Ces derniers travaux (estimés à 900 millions de francs) exigeraient la construction d'un viaduc de 1 500m et le percement d'un tunnel de 400 m. Ils induiraient également le rétablissement de plusieurs voies routières ainsi que le sacrifice de plusieurs habitations voire de bâtiments industriels et commerciaux situés dans les zones du Plan et de la Piche. La réalisation de ce projet permettrait aux T.G.V. de gagner une vingtaine de minutes sur le trajet Lyon- Grenoble, celui-ci étant ramené à moins d'une heure. Il reste entendu selon la S.N.C.F., que la voie actuelle (via Bourgoin-Jallieu, La Tour-du-Pin, Saint-André le Gaz et Voiron) serait maintenue en l'état et affectée aux transports de marchandises mais aussi à la desserte locale.
Jacques SAVOYE .
Une alternative au T.G. V. Lyon-Turin ?
Le nouveau projet d'une desserte à grande vitesse entre Lyon et Grenoble pourrait répondre à l'une des demandes formulées par la Coordination Ain-Isère-Rhône contre le T.G.V. Lyon-Turin qui souhaite une meilleure utilisation des voies existantes par la mise en oeuvre des trains pendulaires.
Or, dans l'étude présentée, la S.N.C.F. rejette l'idée du train pendulaire qui, en l'état actuel de la technique, exigerait des travaux d'adaptation estimés à 20 millions de francs sans un notable gain de temps (une minute entre Lyon et Saint-André-le-Gaz) puisque, note l'étude, "les vitesses maximales atteintes ne dépasseraient pas les 160 km/h".

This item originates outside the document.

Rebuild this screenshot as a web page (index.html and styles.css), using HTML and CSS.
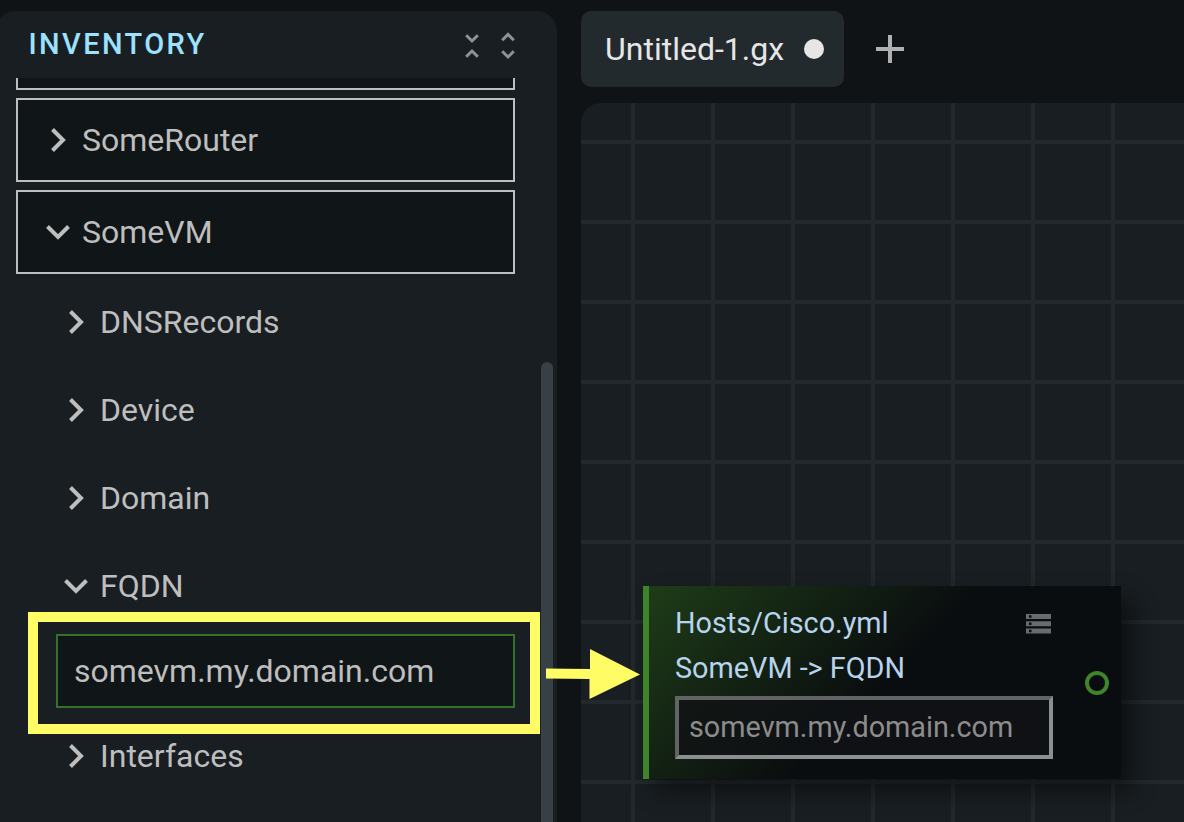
FILE: index.html
```html
<!DOCTYPE html>
<html lang="en">
<head>
<meta charset="utf-8">
<title>Inventory</title>
<link rel="stylesheet" href="styles.css">
</head>
<body>
<div class="app">
  <aside class="sidebar">
    <header class="sidebar-head">
      <h1 class="title">INVENTORY</h1>
      <div class="tools">
        <svg class="tool" viewBox="0 0 14 28"><path d="M1.2 3.2 7 9 12.8 3.2M1.2 24.8 7 19 12.8 24.8"/></svg>
        <svg class="tool" viewBox="0 0 14 28"><path d="M1.2 8.2 7 2.4 12.8 8.2M1.2 19.2 7 25 12.8 19.2"/></svg>
      </div>
    </header>
    <div class="list">
      <div class="host host-cut"></div>
      <div class="host"><svg class="chev" viewBox="0 0 24 24"><path d="M6.5 1.5 17 12 6.5 22.5"/></svg><span>SomeRouter</span></div>
      <div class="host"><svg class="chev" viewBox="0 0 24 24"><path d="M1.5 6.5 12 17 22.5 6.5"/></svg><span>SomeVM</span></div>
      <div class="group"><svg class="chev" viewBox="0 0 24 24"><path d="M6.5 1.5 17 12 6.5 22.5"/></svg><span>DNSRecords</span></div>
      <div class="group"><svg class="chev" viewBox="0 0 24 24"><path d="M6.5 1.5 17 12 6.5 22.5"/></svg><span>Device</span></div>
      <div class="group"><svg class="chev" viewBox="0 0 24 24"><path d="M6.5 1.5 17 12 6.5 22.5"/></svg><span>Domain</span></div>
      <div class="group"><svg class="chev" viewBox="0 0 24 24"><path d="M1.5 6.5 12 17 22.5 6.5"/></svg><span>FQDN</span></div>
      <div class="value">somevm.my.domain.com</div>
      <div class="group"><svg class="chev" viewBox="0 0 24 24"><path d="M6.5 1.5 17 12 6.5 22.5"/></svg><span>Interfaces</span></div>
    </div>
    <div class="scroll-thumb"></div>
  </aside>
  <main class="main">
    <div class="tabs">
      <div class="tab"><span>Untitled-1.gx</span><span class="dirty"></span></div>
      <svg class="add" viewBox="0 0 28 28"><path d="M14 0V28M0 14H28"/></svg>
    </div>
    <div class="canvas">
      <section class="node">
        <div class="node-body">
          <div class="node-file"><span>Hosts/Cisco.yml</span>
            <svg class="server" viewBox="0 0 25 20"><path fill-rule="evenodd" d="M0 0H25V5H0ZM3 1.2H5.5V3.7H3ZM0 7.3H25V12.3H0ZM3 8.5H5.5V11H3ZM0 14.5H25V19.5H0ZM3 15.7H5.5V18.2H3Z"/></svg>
          </div>
          <div class="node-path">SomeVM -&gt; FQDN</div>
          <div class="node-input">somevm.my.domain.com</div>
        </div>
        <span class="port"></span>
      </section>
    </div>
  </main>
  <div class="highlight"></div>
  <svg class="arrow" viewBox="0 0 94 50"><path d="M0 19.5 44 20V0L94 25.5 43.5 50V30L0 29.5Z"/></svg>
</div>
</body>
</html>
```
FILE: styles.css
```css
* { box-sizing: border-box; }
body { margin: 0; background: #0f1315; font-family: Roboto, sans-serif; color: #bebebe; font-size: 32px; }
.app { position: relative; display: flex; gap: 24px; width: 1184px; height: 822px; padding-top: 11px; overflow: hidden; }
.sidebar { position: relative; flex: none; width: 561px; height: 840px; margin-left: -4px; padding-left: 20px; background: #191e22; border-radius: 20px; }
.sidebar-head { display: flex; justify-content: space-between; height: 67px; padding: 15px 42.5px 0 12.5px; }
.title { margin: 0; font-size: 29px; line-height: 36px; font-weight: 500; letter-spacing: 2.4px; color: #9ce2ff; }
.tools { display: flex; gap: 21.5px; padding-top: 5.5px; }
.tool { width: 14px; height: 28px; fill: none; stroke: #8f9293; stroke-width: 3; }
.list { display: flex; flex-direction: column; width: 499px; }
.host { display: flex; align-items: center; gap: 12px; height: 84px; margin-bottom: 8px; padding-left: 28px; border: 2px solid #bebebe; background: #101517; }
.host-cut { height: 12px; border-top: 0; }
.chev { flex: none; width: 24px; height: 24px; fill: none; stroke: #bebebe; stroke-width: 4; }
.group { display: flex; align-items: center; gap: 12px; height: 88px; padding-left: 48px; }
.host + .group { margin-top: -4px; }
.value { height: 74px; margin: 4px 0 4px 40px; padding-left: 16px; border: 2px solid #37702c; background: #101517; line-height: 70px; }
.scroll-thumb { position: absolute; right: 4px; top: 351px; width: 12px; height: 600px; border-radius: 6px; background: #374145; }
.main { flex: 1; min-width: 0; display: flex; flex-direction: column; gap: 16px; }
.tabs { display: flex; align-items: center; gap: 32px; height: 76px; }
.tab { display: flex; align-items: center; justify-content: space-between; width: 263px; height: 76px; padding: 0 20px 0 24px; border-radius: 10px; background: #232a2d; color: #e6e6e6; }
.dirty { width: 20px; height: 20px; border-radius: 50%; background: #e6e6e6; }
.add { width: 28px; height: 28px; stroke: #b0b0b0; stroke-width: 4; }
.canvas { flex: 1; padding: 483px 0 0 62px; border-radius: 20px 0 0 0; background-color: #191e22; background-image: linear-gradient(90deg, #22282b 4px, transparent 4px), linear-gradient(#22282b 4px, transparent 4px); background-size: 80px 80px; background-position: 50px 37px; }
.node { display: flex; align-items: center; justify-content: space-between; width: 478px; height: 193px; padding-right: 12px; border-left: 6px solid #3f832b; background: linear-gradient(135deg, #1e3c18, #0a0d0f 50%); box-shadow: 12px 12px 22px rgba(0,0,0,.45); }
.node-body { width: 404px; height: 193px; padding: 14px 0 0 26px; color: #b8d3ec; font-size: 28.8px; }
.node-file { display: flex; justify-content: space-between; align-items: center; height: 46px; padding-right: 2px; line-height: 46px; }
.node-path { height: 45px; line-height: 45px; }
.server { width: 25px; height: 20px; margin-top: 1px; fill: #696b6c; }
.node-input { width: 378px; height: 63px; margin-top: 5px; padding-left: 10px; border: 4px solid; border-color: #626464 #8c8f90 #8c8f90 #626464; background: rgba(16,19,21,.8); color: #8c8c8c; line-height: 54px; }
.port { width: 24px; height: 24px; border: 4px solid #3f832b; border-radius: 50%; }
.highlight { position: absolute; left: 28px; top: 612px; width: 512px; height: 122px; border: 10px solid #fffc66; }
.arrow { position: absolute; left: 546px; top: 649px; width: 94px; height: 50px; fill: #fffc66; }
```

Le projet de la S.N.C.F. pourrait être une alternative au T.G.V. Lyon-Turin. On sait que celui-ci est freiné par son financement, en particulier en ce qui concerne le tunnel de 53 kilomètres sous les Alpes. De surcroît, il ne semble plus receuillir l'assentiment des élus grenoblois et du conseil général que le T.G.V.Lyon-Turin laisserait en quelque sorte sur la touche.
Ce nouveau projet pourrait donc recueillir l'assentiment des collectivités dans la mesure où il aurait bien moins d'impact sur l'environnement que le "Lyon-Turin" et solliciterait beaucoup moins les finances publiques.